I can hear rustling beyond the thin tent walls and crickets—nothing else at all. At midnight, the absence of sound at this campsite is an otherworldly experience. I clutch the comforter, shivering, waiting for my dad to get the rest of the blankets out of the car. Someone says bears were sighted, and the eerie quiet of the night makes my imagination run wild. Our hearts pound. Finally Dad emerges, holding up three comforters as if it were a bear pelt. Big camping groups like us generate a lot of waste with our elaborate meals. The constant flow of leftovers into the campground dumpsters may also entice bears.

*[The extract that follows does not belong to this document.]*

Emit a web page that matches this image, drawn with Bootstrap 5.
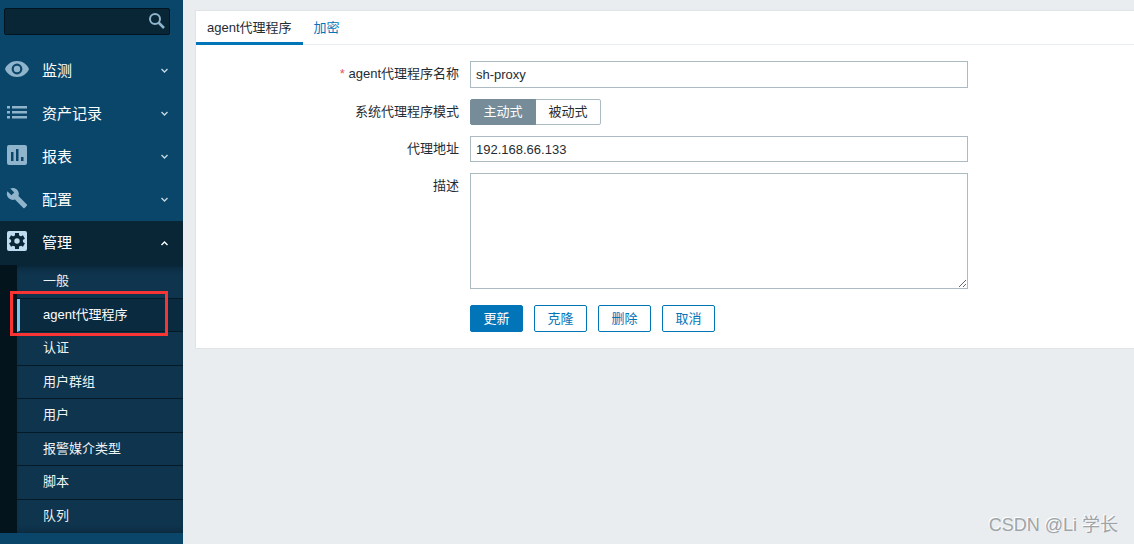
<!DOCTYPE html>
<html lang="zh-CN">
<head>
<meta charset="utf-8">
<meta name="viewport" content="width=device-width, initial-scale=1">
<title>agent代理程序</title>
<link href="https://cdn.jsdelivr.net/npm/bootstrap@5.3.0/dist/css/bootstrap.min.css" rel="stylesheet">
<style>
body{font:13px/20px "Liberation Sans","Noto Sans CJK SC",sans-serif;color:#1f2c33;background:#e9edf0}
.sidebar{width:183px;background:#0a466a}
.search-box{height:27px;margin:8px 13px 14px 4px}
.search-box .form-control{height:27px;background:#092636;border:1px solid #02141f;border-radius:2px;color:#fff;font-size:13px;padding:0 28px 0 6px}
.search-box .btn{width:27px;height:25px;color:#8fb4cc}
.menu-item{height:43px;color:#fff;font-size:15px;padding:0 14px 0 6px;text-decoration:none}
.menu-item .menu-icon{width:24px;height:24px;margin:0 13px 4px -1px;fill:#8fb4cc}
.menu-item .chevron{width:9px;height:9px;stroke:#c4d6e1;stroke-width:1.4;fill:none}
.menu-item.open{height:44px;background:#092636}
.menu-item.open .menu-icon{fill:#bddcf0}
.submenu{height:268px;grid-auto-rows:1fr;border-left:17px solid #04141d;background:#0f344d;box-shadow:inset 0 8px 6px -6px #08202f,inset 0 -6px 6px -6px #08202f}
.submenu a{display:flex;align-items:center;color:#eef3f6;text-decoration:none;padding-left:26px;border-bottom:1px solid #051a27}
.submenu li{display:grid;min-height:0}
.submenu li:last-child a{border-bottom:0}
.submenu a.current{background:#0a2b3f;color:#fff;border-left:3px solid #7cc3f0;padding-left:23px}
.highlight-frame{position:absolute;top:-8px;bottom:-4px;left:-7px;right:15px;border:3px solid #f93434;pointer-events:none}
.panel{background:#fff;border:1px solid #dfe4e7;border-right:0;margin:10px 0 0 12px}
.tabs{border-bottom:1px solid #ebeef0;height:34px}
.tabs a{color:#0275b8;text-decoration:none;padding:7px 11px;height:34px}
.tabs a.current{color:#1f2c33;border-bottom:3px solid #0275b8}
.form-body{padding:16px 0}
.form-line{display:flex;margin-bottom:11px}
.form-line>.caption{width:263px;margin-right:11px;padding-top:3px;text-align:right;flex:none}
.star{color:#e45959}
.field{flex:0 1 498px}
.field .form-control{border:1px solid #acbbc2;border-radius:0;font-size:13px;line-height:20px;color:#1f2c33;padding:2px 5px}
.field input.form-control{height:26px}
.field input.form-control.name-input{height:27px}
.field textarea.form-control{height:116px;min-height:0;resize:both}
.segments .btn{height:26px;width:66px;font-size:13px;line-height:20px;padding:2px 0;border:1px solid #acbbc2;border-radius:2px;color:#1f2c33;background:#fff}
.segments .btn-check:checked+.btn{background:#768d99;border-color:#768d99;color:#fff}
.actions{margin:16px 0 0 274px;gap:11px}
.actions .btn{width:53px;height:27px;font-size:13px;line-height:20px;padding:3px 0 2px;border:1px solid #0275b8;border-radius:2px;color:#0275b8;background:#fff}
.actions .btn.main{background:#0275b8;color:#fff}
.watermark{position:absolute;right:16px;bottom:5px;font-size:18px;line-height:28px;color:#a0a4a7;text-shadow:-1px -1px 0 #fff}
</style>
</head>
<body>
<div class="d-flex min-vh-100 position-relative">
<nav class="sidebar flex-shrink-0" aria-label="主菜单">
  <form class="search-box position-relative">
    <input class="form-control" type="text" aria-label="搜索">
    <button class="btn p-0 border-0 position-absolute top-0 end-0 d-flex align-items-center justify-content-center" type="button" aria-label="搜索">
      <svg width="18" height="18" viewBox="0 0 18 18" fill="none" stroke="currentColor"><circle cx="7" cy="7" r="5" stroke-width="2"/><path d="M10.500 10.500 16 16" stroke-width="2.500"/></svg>
    </button>
  </form>
  <a class="menu-item d-flex align-items-center" href="#"><svg class="menu-icon" viewBox="0 0 24 24"><path d="M12 4C6.500 4 1.800 7.300 0 12c1.800 4.700 6.500 8 12 8s10.200-3.300 12-8c-1.800-4.700-6.500-8-12-8zm0 13.400a5.400 5.400 0 1 1 0-10.800 5.400 5.400 0 0 1 0 10.800zm0-8.600a3.200 3.200 0 1 0 0 6.400 3.200 3.200 0 0 0 0-6.400z"/></svg>监测<svg class="chevron ms-auto" viewBox="0 0 9 9"><path d="M1.500 3 4.500 6 7.500 3"/></svg></a>
  <a class="menu-item d-flex align-items-center" href="#"><svg class="menu-icon" viewBox="0 0 24 24"><path d="M2 6h3v2.500H2zm5 0h15v2.500H7zM2 11h3v2.500H2zm5 0h15v2.500H7zM2 16h3v2.500H2zm5 0h15v2.500H7z"/></svg>资产记录<svg class="chevron ms-auto" viewBox="0 0 9 9"><path d="M1.500 3 4.500 6 7.500 3"/></svg></a>
  <a class="menu-item d-flex align-items-center" href="#"><svg class="menu-icon" viewBox="0 0 24 24"><path fill-rule="evenodd" d="M4 2h16a2 2 0 0 1 2 2v16a2 2 0 0 1-2 2H4a2 2 0 0 1-2-2V4a2 2 0 0 1 2-2zm2 7v9h2.500V9zm5-3v12h2.500V6zm5 8v4h2.500v-4z"/></svg>报表<svg class="chevron ms-auto" viewBox="0 0 9 9"><path d="M1.500 3 4.500 6 7.500 3"/></svg></a>
  <a class="menu-item d-flex align-items-center" href="#"><svg class="menu-icon" viewBox="-1 -1 26 26"><path d="M22.700 19l-9.100-9.100c.9-2.300.4-5-1.500-6.900-2-2-5-2.400-7.400-1.300L9 6 6 9 1.600 4.700C.4 7.100.9 10.100 2.900 12.100c1.900 1.900 4.600 2.400 6.900 1.500l9.100 9.100c.4.4 1 .4 1.400 0l2.300-2.300c.5-.4.5-1.100.1-1.400z"/></svg>配置<svg class="chevron ms-auto" viewBox="0 0 9 9"><path d="M1.500 3 4.500 6 7.500 3"/></svg></a>
  <a class="menu-item open d-flex align-items-center" href="#"><svg class="menu-icon" viewBox="0 0 24 24"><rect x="2" y="2" width="20" height="20" rx="2"/><g fill="#092636"><path d="M10 4h4v16h-4z"/><path d="M10 4h4v16h-4z" transform="rotate(60 12 12)"/><path d="M10 4h4v16h-4z" transform="rotate(120 12 12)"/><circle cx="12" cy="12" r="6"/></g><circle cx="12" cy="12" r="2.700"/></svg>管理<svg class="chevron ms-auto" viewBox="0 0 9 9"><path stroke="#fff" d="M1.500 6 4.500 3 7.500 6"/></svg></a>
  <ul class="submenu d-grid list-unstyled mb-0">
    <li><a href="#">一般</a></li>
    <li class="position-relative"><a class="current" href="#" aria-current="page">agent代理程序</a><span class="highlight-frame"></span></li>
    <li><a href="#">认证</a></li>
    <li><a href="#">用户群组</a></li>
    <li><a href="#">用户</a></li>
    <li><a href="#">报警媒介类型</a></li>
    <li><a href="#">脚本</a></li>
    <li><a href="#">队列</a></li>
  </ul>
</nav>
<main class="flex-grow-1">
  <div class="panel">
    <div class="tabs d-flex"><a class="current" href="#">agent代理程序</a><a href="#">加密</a></div>
    <form class="form-body">
      <div class="form-line"><label class="caption" for="name"><span class="star">*</span> agent代理程序名称</label><div class="field"><input class="form-control name-input" id="name" type="text" value="sh-proxy"></div></div>
      <div class="form-line" role="group" aria-labelledby="mode"><span class="caption" id="mode">系统代理程序模式</span><div class="btn-group segments">
        <input class="btn-check" type="radio" name="mode" id="active" checked><label class="btn" for="active">主动式</label>
        <input class="btn-check" type="radio" name="mode" id="passive"><label class="btn" for="passive">被动式</label></div></div>
      <div class="form-line"><label class="caption" for="address">代理地址</label><div class="field"><input class="form-control" id="address" type="text" value="192.168.66.133"></div></div>
      <div class="form-line"><label class="caption" for="description">描述</label><div class="field"><textarea class="form-control" id="description"></textarea></div></div>
      <div class="actions d-flex"><button class="btn main" type="button">更新</button><button class="btn" type="button">克隆</button><button class="btn" type="button">删除</button><button class="btn" type="button">取消</button></div>
    </form>
  </div>
</main>
<div class="watermark">CSDN @Li 学长</div>
</div>
<script src="https://cdn.jsdelivr.net/npm/bootstrap@5.3.0/dist/js/bootstrap.bundle.min.js"></script>
</body>
</html>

Like the Buddha’s teachings, a middle-way path would be ideal; a style of camping that celebrates the joining of families in nature and yet preserves the quiet of a single-family outing. Still, my ideal camping trip is a quiet one with my family. I can unwind and be disconnected from the buzz and tumult of everyday life. I can recover from hectic noise. I can slip into into a meditative, ancient lifestyle when people were much closer to nature—where they could hear it at their tent door, and not behind soundproofed walls. You never know how significant a childhood sensory memory is until you hear the rustling of trees again. To disturb that sound with loud human voices seems careless. Save the merriment for the daylight hours, and in the evening, let nature take us into a moonlit soundscape.